Jack laughed. “Fantastic!”
“I certainly thought so,” Ianto said with a smile. It was the first time Jack had ever seen him genuinely smile at the thought of Lisa. “So anyway, once he took the hint and buggered off, she spent the rest of the night apologizing to me. I kept trying to tell her that I had absolutely no objection to being kissed by a beautiful woman.”
“Smart man,” Jack laughed.
“Well, apparently she still felt badly, because the next day when I came in there was a crystal vase with a single red rose in it sitting on my desk with another apology.” Ianto studied the cobblestones under their feet as they walked. “So I went to her office and said that if it would make her feel better, I’d take her out to dinner and then let her kiss me again, so that things will have been done in proper order.”
“That’s cute,” Jack told him affectionately.
“Andrew didn’t think so.
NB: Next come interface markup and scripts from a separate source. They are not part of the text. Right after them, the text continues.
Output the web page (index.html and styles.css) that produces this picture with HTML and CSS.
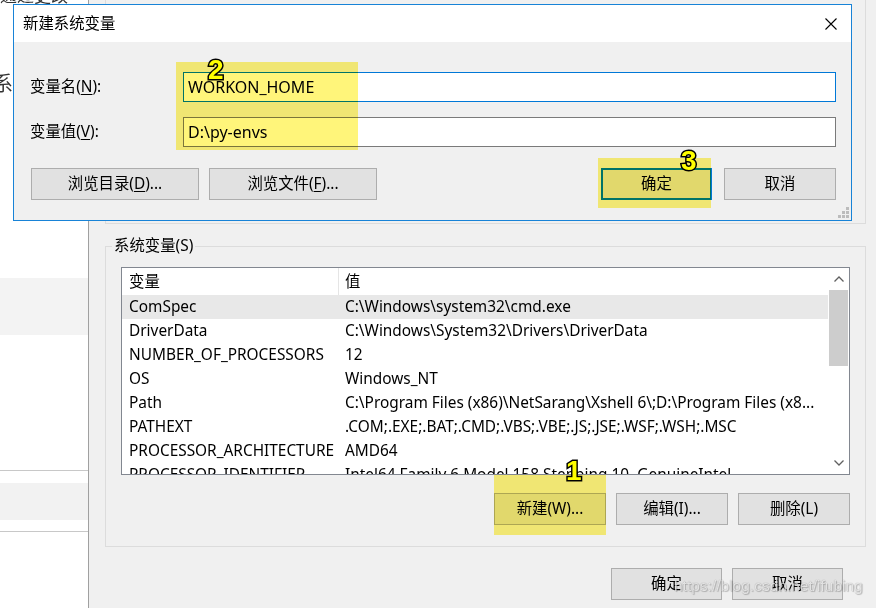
FILE: index.html
```html
<!DOCTYPE html>
<html lang="zh-CN">
<head>
<meta charset="utf-8">
<title>新建系统变量</title>
<link rel="stylesheet" href="styles.css">
</head>
<body>
<div class="app">
  <aside class="sidebar">
    <div class="sb-top"><span class="sb-cut">通过更改</span><span class="sb-label">系统</span></div>
    <div class="sb-active"></div>
    <div class="sb-gap"></div>
    <div class="sb-sep"><div class="sb-band"></div></div>
  </aside>
  <main class="main">
    <div class="group group-user"></div>
    <section class="group group-sys">
      <div class="group-title">系统变量(S)</div>
      <div class="listview">
        <div class="lv-body">
          <div class="lv-header"><span class="c1">变量</span><span class="c2">值</span></div>
          <div class="lv-row selected"><span class="c1">ComSpec</span><span class="c2">C:\Windows\system32\cmd.exe</span></div>
          <div class="lv-row"><span class="c1">DriverData</span><span class="c2">C:\Windows\System32\Drivers\DriverData</span></div>
          <div class="lv-row"><span class="c1">NUMBER_OF_PROCESSORS</span><span class="c2">12</span></div>
          <div class="lv-row"><span class="c1">OS</span><span class="c2">Windows_NT</span></div>
          <div class="lv-row"><span class="c1">Path</span><span class="c2">C:\Program Files (x86)\NetSarang\Xshell 6\;D:\Program Files (x8...</span></div>
          <div class="lv-row"><span class="c1">PATHEXT</span><span class="c2">.COM;.EXE;.BAT;.CMD;.VBS;.VBE;.JS;.JSE;.WSF;.WSH;.MSC</span></div>
          <div class="lv-row"><span class="c1">PROCESSOR_ARCHITECTURE</span><span class="c2">AMD64</span></div>
          <div class="lv-row"><span class="c1">PROCESSOR_IDENTIFIER</span><span class="c2">Intel64 Family 6 Model 158 Stepping 10, GenuineIntel</span></div>
        </div>
        <div class="scrollbar">
          <div class="sb-arrow"><svg width="10" height="6" viewBox="0 0 10 6"><path d="M0.5 5.5 L5 1 L9.5 5.5" fill="none" stroke="#606060" stroke-width="1.3"/></svg></div>
          <div class="sb-thumb"></div>
          <div class="sb-track"></div>
          <div class="sb-arrow"><svg width="10" height="6" viewBox="0 0 10 6"><path d="M0.5 0.5 L5 5 L9.5 0.5" fill="none" stroke="#606060" stroke-width="1.3"/></svg></div>
        </div>
      </div>
      <div class="btn-row">
        <button class="btn w112">新建(W)...</button>
        <button class="btn w112">编辑(I)...</button>
        <button class="btn w112">删除(L)</button>
      </div>
    </section>
    <div class="footer">
      <button class="btn w111">确定</button>
      <button class="btn w111">取消</button>
    </div>
  </main>
</div>

<div class="dialog">
  <div class="dlg-title">
    <span>新建系统变量</span>
    <svg class="close" width="12" height="12" viewBox="0 0 12 12"><path d="M0.5 0.5 L11.5 11.5 M11.5 0.5 L0.5 11.5" stroke="#000" stroke-width="1.1" fill="none"/></svg>
  </div>
  <div class="dlg-body">
    <div class="field">
      <label>变量名(<u>N</u>):</label>
      <div class="input focus">WORKON_HOME</div>
    </div>
    <div class="field">
      <label>变量值(<u>V</u>):</label>
      <div class="input">D:\py-envs</div>
    </div>
    <div class="dlg-buttons">
      <button class="btn w168 first">浏览目录(<u>D</u>)...</button>
      <button class="btn w168">浏览文件(<u>F</u>)...</button>
      <button class="btn w111 default ok">确定</button>
      <button class="btn w112">取消</button>
    </div>
    <svg class="grip" width="11" height="11" viewBox="0 0 11 11"><g fill="#bcbcbc"><rect x="8" y="0" width="3" height="3"/><rect x="4" y="4" width="3" height="3"/><rect x="8" y="4" width="3" height="3"/><rect x="0" y="8" width="3" height="3"/><rect x="4" y="8" width="3" height="3"/><rect x="8" y="8" width="3" height="3"/></g></svg>
  </div>
</div>

<div class="hl hl-2"></div>
<div class="hl hl-3"></div>
<div class="hl hl-1"></div>
<span class="num num-2">2</span>
<span class="num num-3">3</span>
<span class="num num-1">1</span>
<div class="watermark">https://blog.csdn.net/ifubing</div>
</body>
</html>
```
FILE: styles.css
```css
html, body {
  margin: 0;
  padding: 0;
}
body {
  width: 876px;
  height: 608px;
  overflow: hidden;
  position: relative;
  font-family: "Noto Sans", "Noto Sans CJK SC", sans-serif;
  font-size: 15.4px;
  line-height: 20px;
  color: #000;
  background: #f0f0f0;
}
u { text-decoration: underline; text-underline-offset: 2px; }

.app {
  display: flex;
  height: 608px;
}

/* left pane of the settings window */
.sidebar {
  width: 88px;
  flex: none;
  background: #fff;
  border-right: 1px solid #a0a0a0;
  display: flex;
  flex-direction: column;
  overflow: hidden;
}
.sb-top {
  height: 278px;
  display: flex;
  flex-direction: column;
  color: #333;
}
.sb-cut {
  margin-top: -14px;
  font-size: 17px;
  white-space: nowrap;
}
.sb-label {
  margin-top: 66px;
  margin-left: -7px;
  font-size: 20px;
  line-height: 24px;
  white-space: nowrap;
}
.sb-active {
  height: 57px;
  background: #f3f3f3;
}
.sb-gap { height: 135px; }
.sb-sep {
  border-top: 1px solid #c8c8c8;
  border-bottom: 1px solid #c8c8c8;
  padding: 12px 0 11px;
}
.sb-band {
  height: 37px;
  background: #f2f2f2;
}

/* main environment variables window */
.main {
  flex: 1;
  display: flex;
  flex-direction: column;
  padding: 0 10px 0 16px;
  background: #f0f0f0;
}
.group {
  border: 1px solid #dcdcdc;
}
.group-user {
  border-top: 0;
  box-sizing: border-box;
  height: 224px;
}
.group-sys {
  margin-top: 22px;
  padding: 0 15px 21px;
}
.group-title {
  width: fit-content;
  margin: -11px 0 0 -9px;
  padding: 0 2px;
  background: #f0f0f0;
  line-height: 20px;
}
.listview {
  margin-top: 11px;
  height: 208px;
  box-sizing: border-box;
  border: 1px solid #828790;
  background: #fff;
  display: flex;
  overflow: hidden;
}
.lv-body {
  flex: 1;
  min-width: 0;
  overflow: hidden;
}
.lv-header {
  height: 27px;
  display: flex;
  align-items: center;
}
.lv-header .c1 {
  border-right: 1px solid #e5e5e5;
  height: 27px;
  line-height: 27px;
}
.lv-row {
  height: 24px;
  line-height: 24px;
  display: flex;
  white-space: nowrap;
}
.lv-row.selected { background: #e8e8e8; }
.c1 {
  width: 217px;
  flex: none;
  box-sizing: border-box;
  padding-left: 7px;
  overflow: hidden;
}
.c2 {
  padding-left: 6px;
  overflow: hidden;
}

.scrollbar {
  width: 21px;
  flex: none;
  background: #fff;
  display: flex;
  flex-direction: column;
}
.sb-arrow {
  height: 22px;
  display: flex;
  align-items: center;
  justify-content: center;
}
.sb-thumb {
  height: 76px;
  margin: 0 1px;
  background: #cdcdcd;
}
.sb-track { flex: 1; }

.btn {
  height: 32px;
  box-sizing: border-box;
  border: 1px solid #adadad;
  background: #e1e1e1;
  font: inherit;
  color: #000;
  padding: 0;
  display: flex;
  align-items: center;
  justify-content: center;
  white-space: nowrap;
}
.w111 { width: 111px; }
.w112 { width: 112px; }
.w168 { width: 168px; }

.btn-row {
  margin-top: 18px;
  display: flex;
  justify-content: flex-end;
  gap: 10px;
}
.footer {
  margin-top: 21px;
  display: flex;
  justify-content: flex-end;
  gap: 10px;
  padding-right: 23px;
}

/* the dialog on top */
.dialog {
  position: absolute;
  left: 13px;
  top: 4px;
  width: 837px;
  height: 215px;
  border: 1px solid #1883d7;
  background: #f0f0f0;
  display: flex;
  flex-direction: column;
}
.dlg-title {
  height: 37px;
  flex: none;
  background: #fff;
  display: flex;
  align-items: center;
  justify-content: space-between;
  padding: 0 14px 0 9px;
}
.dlg-body {
  flex: 1;
  position: relative;
  padding: 30px 15px 0 16px;
  display: flex;
  flex-direction: column;
  gap: 15px;
}
.field {
  display: grid;
  grid-template-columns: 153px 1fr;
  align-items: center;
}
.input {
  height: 30px;
  box-sizing: border-box;
  border: 1px solid #7a7a7a;
  background: #fff;
  padding-left: 4px;
  display: flex;
  align-items: center;
  font-size: 16px;
}
.input.focus { border-color: #0078d7; }
.dlg-buttons {
  margin-top: 6px;
  display: flex;
  gap: 10px;
}
.dlg-buttons .first { margin-left: 1px; }
.dlg-buttons .ok { margin-left: auto; margin-right: 2px; }
.btn.default {
  border: 2px solid #0078d7;
}
.grip {
  position: absolute;
  right: 2px;
  bottom: 2px;
}

/* annotation overlays */
.hl {
  position: absolute;
  background: #fff57a;
  mix-blend-mode: multiply;
}
.hl-2 { left: 176px; top: 62px; width: 182px; height: 88px; }
.hl-3 { left: 598px; top: 158px; width: 113px; height: 50px; }
.hl-1 { left: 494px; top: 475px; width: 112px; height: 60px; }

.num {
  position: absolute;
  font-family: "Liberation Sans", "DejaVu Sans", sans-serif;
  font-weight: bold;
  font-size: 28px;
  line-height: 1;
  color: #ffff00;
  -webkit-text-stroke: 3px #000;
  paint-order: stroke fill;
}
.num-2 { left: 208px; top: 56px; }
.num-3 { left: 681px; top: 147px; }
.num-1 { left: 566px; top: 457px; }

.watermark {
  position: absolute;
  left: 674px;
  top: 576px;
  font-family: "Liberation Sans", Arial, sans-serif;
  font-size: 15.5px;
  line-height: 20px;
  color: rgba(255, 255, 255, 0.75);
  text-shadow: 0 0 1px rgba(0, 0, 0, 0.4), 1px 1px 1px rgba(0, 0, 0, 0.2);
  white-space: nowrap;
}
```
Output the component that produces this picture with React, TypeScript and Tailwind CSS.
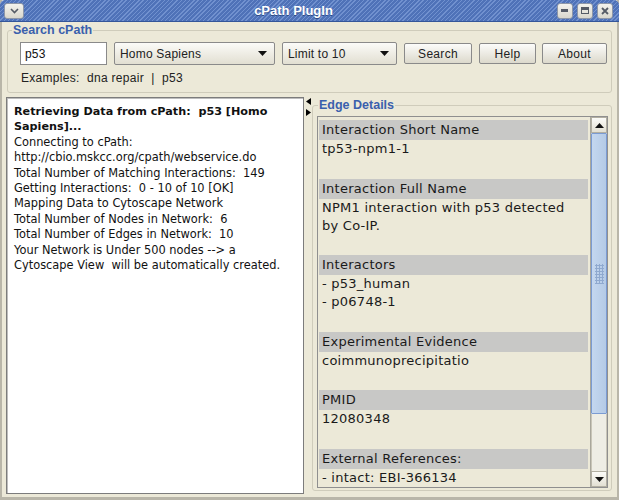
import React from "react";

const SANS = "font-['Liberation_Sans',Arial,sans-serif]";
const DEJA = "font-['DejaVu_Sans',Verdana,sans-serif]";

const WinButton = ({ children, wide }: { children: React.ReactNode; wide?: boolean }) => (
  <div
    className={`flex items-center justify-center ${
      wide ? "w-[20px]" : "w-[16px]"
    } h-[16px] rounded-[3px] border border-[#8e97a8] bg-gradient-to-b from-[#f4f3ee] to-[#d9d7cd]`}
  >
    {children}
  </div>
);

const Combo = ({ label, width }: { label: string; width: string }) => (
  <div
    className={`${width} h-[23px] flex items-center justify-between pl-[5px] pr-[7px] rounded-[2px] border border-[#8a8a8a] bg-gradient-to-b from-[#fbfbf8] to-[#e2dfd2] text-[12px] tracking-[0.2px] text-[#222]`}
  >
    <span>{label}</span>
    <svg width="9" height="5" viewBox="0 0 9 5">
      <polygon points="0,0 9,0 4.5,5" fill="#111" />
    </svg>
  </div>
);

const Button = ({ label, width }: { label: string; width: string }) => (
  <div
    className={`${width} h-[21px] flex items-center justify-center rounded-[2px] border border-[#8a8a8a] bg-gradient-to-b from-[#fcfcfa] to-[#dcd9cc] text-[12px] tracking-[0.3px] text-[#222]`}
  >
    {label}
  </div>
);

const Section = ({ title, lines }: { title: string; lines: string[] }) => (
  <div className="mb-[20.5px]">
    <div className="h-[20px] leading-[20px] bg-[#c8c8c6] pl-[3px] tracking-[0.25px]">{title}</div>
    {lines.map((l) => (
      <div key={l} className="leading-[18px] pl-[3px] tracking-[0.25px] whitespace-nowrap">
        {l}
      </div>
    ))}
  </div>
);

const logLines = [
  "Connecting to cPath:",
  "http://cbio.mskcc.org/cpath/webservice.do",
  "Total Number of Matching Interactions:  149",
  "Getting Interactions:  0 - 10 of 10 [OK]",
  "Mapping Data to Cytoscape Network",
  "Total Number of Nodes in Network:  6",
  "Total Number of Edges in Network:  10",
  "Your Network is Under 500 nodes --> a",
  "Cytoscape View  will be automatically created.",
];

export default function App() {
  return (
    <div className={`w-[619px] h-[500px] flex flex-col bg-[#ece9d8] border-x-[2px] border-b-[3px] border-[#b9b6a9] ${SANS}`}>
      {/* title bar */}
      <div className="h-[22px] -mx-[2px] flex items-center justify-between px-[4px] rounded-t-[5px] border-b border-[#34569a] bg-[repeating-linear-gradient(135deg,#4f72b8_0px,#4f72b8_2px,#7191cf_2px,#7191cf_3px)]">
        <WinButton wide>
          <svg width="9" height="6" viewBox="0 0 9 6">
            <polyline points="1,1 4.5,4.5 8,1" fill="none" stroke="#555b66" strokeWidth="1.6" />
          </svg>
        </WinButton>
        <div className="text-white font-bold text-[13px] ml-[6px] [text-shadow:0_1px_0_#2d4a85]">cPath PlugIn</div>
        <div className="flex gap-[4px] pr-[2px]">
          <WinButton>
            <div className="w-[7px] h-[3px] bg-[#555b66]" />
          </WinButton>
          <WinButton>
            <div className="w-[8px] h-[7px] border-[1.5px] border-t-[3px] border-[#555b66]" />
          </WinButton>
          <WinButton>
            <svg width="8" height="8" viewBox="0 0 8 8">
              <path d="M1 1 L7 7 M7 1 L1 7" stroke="#555b66" strokeWidth="1.8" />
            </svg>
          </WinButton>
        </div>
      </div>

      <div className="flex-1 flex flex-col pl-[4px] pr-[5px]">
        {/* search group */}
        <fieldset className="mt-[1px] ml-[1px] border border-[#cfccbb] rounded-[3px]">
          <legend className="ml-[4px] px-[1px] text-[12.5px] leading-[15px] font-bold text-[#3a60ad]">Search cPath</legend>
          <div className="pl-[12px] pt-[4px]">
            <div className="flex items-center">
              <div className="w-[87px] h-[23px] bg-white border border-[#8a8a8a] flex items-center pl-[4px] text-[12px] tracking-[0.2px] text-[#111]">
                p53
              </div>
              <div className="ml-[7px]">
                <Combo label="Homo Sapiens" width="w-[161px]" />
              </div>
              <div className="ml-[7px]">
                <Combo label="Limit to 10" width="w-[115px]" />
              </div>
              <div className="ml-[7px]">
                <Button label="Search" width="w-[68px]" />
              </div>
              <div className="ml-[7px]">
                <Button label="Help" width="w-[57px]" />
              </div>
              <div className="ml-[6px]">
                <Button label="About" width="w-[65px]" />
              </div>
            </div>
            <div className="mt-[6px] pb-[6px] pl-[1px] text-[12px] tracking-[0.3px] leading-[15px] text-[#222] whitespace-pre">
              Examples:  dna repair  |  p53
            </div>
          </div>
        </fieldset>

        {/* split area */}
        <div className="mt-[4px] h-[397px] flex">
          <div className={`w-[298px] h-full bg-white border border-[#7c7c7c] shadow-[inset_1px_1px_0_#bdbdbd] pl-[7px] pt-[6px] text-[11.4px] leading-[15.4px] text-[#111] ${DEJA}`}>
            <div className="font-bold text-[11.2px]">
              Retrieving Data from cPath:&nbsp; p53 [Homo
              <br />
              Sapiens]...
            </div>
            {logLines.map((l) => (
              <div key={l} className="whitespace-pre">
                {l}
              </div>
            ))}
          </div>

          {/* divider */}
          <div className="w-[8px] flex flex-col items-start pt-[1px] pl-[2px] gap-[4px]">
            <svg width="5" height="7" viewBox="0 0 5 7">
              <polygon points="5,0 5,7 0,3.5" fill="#000" />
            </svg>
            <svg width="5" height="7" viewBox="0 0 5 7">
              <polygon points="0,0 0,7 5,3.5" fill="#000" />
            </svg>
          </div>

          {/* edge details */}
          <fieldset className="flex-1 h-[393px] mt-[1px] border border-[#cfccbb] rounded-[3px] flex flex-col min-h-0">
            <legend className="ml-[5px] px-[1px] text-[12.5px] leading-[15px] font-bold text-[#3a60ad]">Edge Details</legend>
            <div className="flex-1 min-h-0 ml-[4px] mr-[3px] mt-[3px] mb-[2px] flex border border-[#8f8f8f]">
              <div className={`flex-1 overflow-hidden pt-[3px] pl-[1px] pr-[2px] text-[13px] text-[#1a1a1a] ${DEJA}`}>
                <Section title="Interaction Short Name" lines={["tp53-npm1-1"]} />
                <Section title="Interaction Full Name" lines={["NPM1 interaction with p53 detected", "by Co-IP."]} />
                <Section title="Interactors" lines={["- p53_human", "- p06748-1"]} />
                <Section title="Experimental Evidence" lines={["coimmunoprecipitatio"]} />
                <Section title="PMID" lines={["12080348"]} />
                <Section title="External References:" lines={["- intact: EBI-366134"]} />
              </div>
              {/* scrollbar */}
              <div className="w-[17px] flex flex-col border-l border-[#a9a79c] bg-[#eeede5]">
                <div className="h-[16px] flex items-center justify-center border border-[#b2afa2] bg-gradient-to-b from-[#fbfbf8] to-[#e3e0d3]">
                  <svg width="9" height="5" viewBox="0 0 9 5">
                    <polygon points="0,5 9,5 4.5,0" fill="#111" />
                  </svg>
                </div>
                <div className="h-[281px] flex items-center justify-center border border-[#7b9bd2] rounded-[1px] bg-gradient-to-r from-[#c4d7ef] to-[#b4cae6]">
                  <div className="w-[9px] h-[20px] bg-[radial-gradient(circle,#8fa9cf_1px,transparent_1.2px)] bg-[length:3px_3px]" />
                </div>
                <div className="flex-1 border-x border-[#c8c5b8]" />
                <div className="h-[16px] flex items-center justify-center border border-[#b2afa2] bg-gradient-to-b from-[#fbfbf8] to-[#e3e0d3]">
                  <svg width="9" height="5" viewBox="0 0 9 5">
                    <polygon points="0,0 9,0 4.5,5" fill="#111" />
                  </svg>
                </div>
              </div>
            </div>
          </fieldset>
        </div>
      </div>
    </div>
  );
}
He liked to imply that she was only dating me because she was trying to make him jealous.” Ianto shrugged, dislodging his arm from Jack’s. Jack slid his hand down and wove their fingers together, keeping them connected as they walked. “It made our working relationship a bit rough at times, but when it came down to it…” Ianto took a deep breath. “He was the one who was able to help me turn the conversion unit into a life support system. Lisa knew… When she was awake and lucid she told us what she needed, but he actually did the rewiring and the meshing of the medical tech and the conversion unit. When it came down to it, he put all the pettiness aside in order to keep her alive.” He stopped and turned to face Jack. “I owe him Jack. I owe him more than I can repay. It’s not his fault that we couldn’t undo the conversion. Ethan kept the human part of her alive, Andrew the mechanical.”
Jack wrapped his arms around Ianto, “And you kept her fighting, didn’t you? Kept her from giving up or going insane?”
Ianto pulled abruptly away. “Lot of good it did me.” He began walking again, his anger from before resurfacing.
Jack ran to catch up. “Hey, hey, hey.” He grabbed Ianto’s arm. “You did everything you could and then some. It’s no one’s fault that it wasn’t enough. The Cybermen were the ones who hurt her and were responsible for her death.” He had to hope that after all this time, after all the trust they’d worked so hard to build after Lisa’s death, that Ianto wasn’t still hating him for the fact that he’d been responsible for her ultimate destruction. For the end of his hope.
Ianto sighed; his shoulders slumped. “I know. I’m sorry.” He scrubbed his face with his hands. “I’m not angry at you, I just…” He took another deep breath. “We need to find him, Jack. I owe him.”
Jack wrapped his arm around Ianto’s shoulder, kissing a cold cheek. “We’ll do everything we can.”